Masked men with guns

Desperate to figure out if I was in any real danger during my visit, I called a young man named Alexander who worked as something of a foreign media liaison for the Donetsk People's Republic. Alexander was from the first category of separatists. He had been a Russian literature student at Donetsk National University before all this began, and Alexander told me he had gone to the first "anti-Maidan" (opposed to the February revolution in Kiev) demonstrations "out of curiosity." But he says he had always seen Ukraine as a "Frankenstein monster" of a country, an unnatural creation that was doomed to break apart.

When the anti-Maidan protesters swept in and took over Donetsk's regional administration building on April 7, Alexander followed the crowd inside. Then, when the foreign media arrived and started asking questions, he suddenly discovered a role. He was the only one inside the building who spoke any English, so he was thrust in front of the television cameras, tasked with explaining the Donetsk People's Republic to a confused world.

We met at a coffee shop halfway between my hotel and the separatist headquarters so I could ask him about the kidnap threat. I wanted to know: Was I safe in Donetsk?

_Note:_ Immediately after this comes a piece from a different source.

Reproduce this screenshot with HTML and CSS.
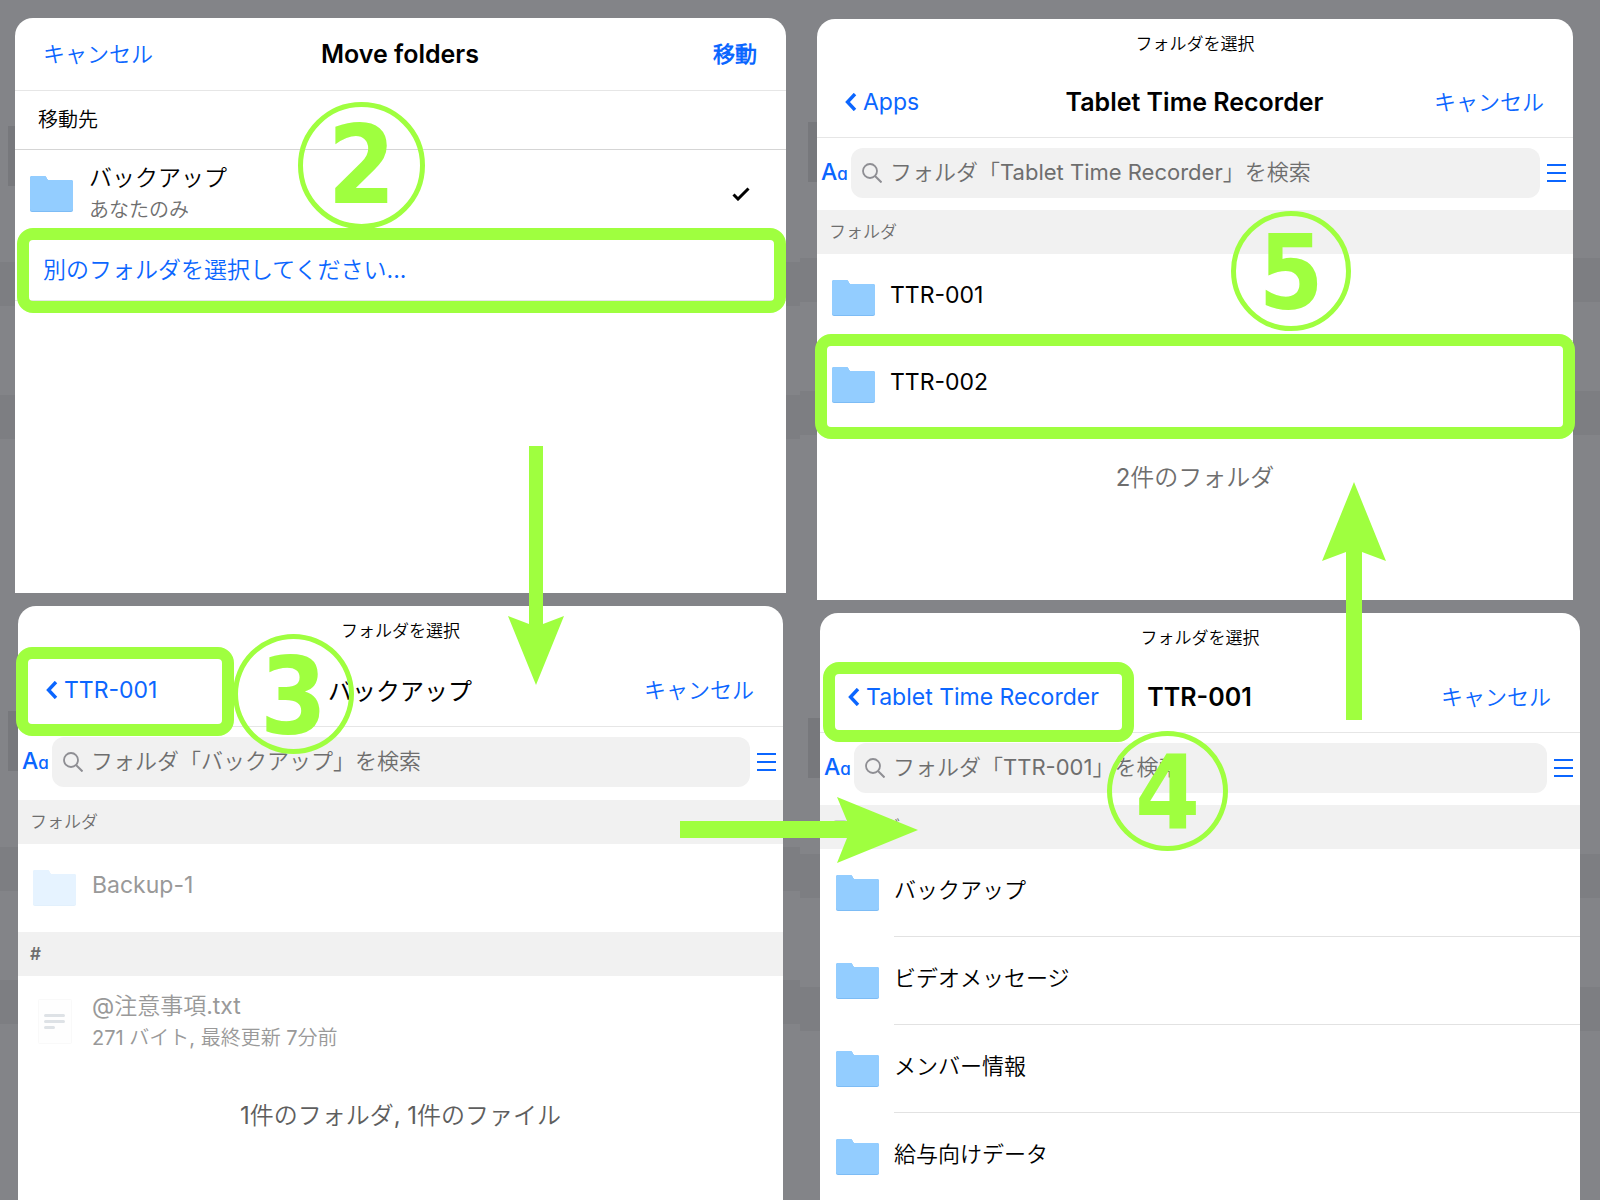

Alexander's answer told me something about the Donetsk People's Republic that the rest of the world has learned over awful hours and days following the downing of Malaysia Airlines Flight 17. He told me I had nothing to fear from the leadership of the Donetsk People's Republic. If they had a problem with me or my reporting, they wouldn't have accredited me.

But when I asked him if should feel comfortable travelling through checkpoints, or visiting Slavyansk, Alexander sighed. He clearly didn't want to feel guilty later for saying yes. "I can't speak for all the groups," he said finally.

In other words, there were masked men out there in the Donetsk People's Republic with guns – and anti-aircraft weapons – and no one was in charge any more.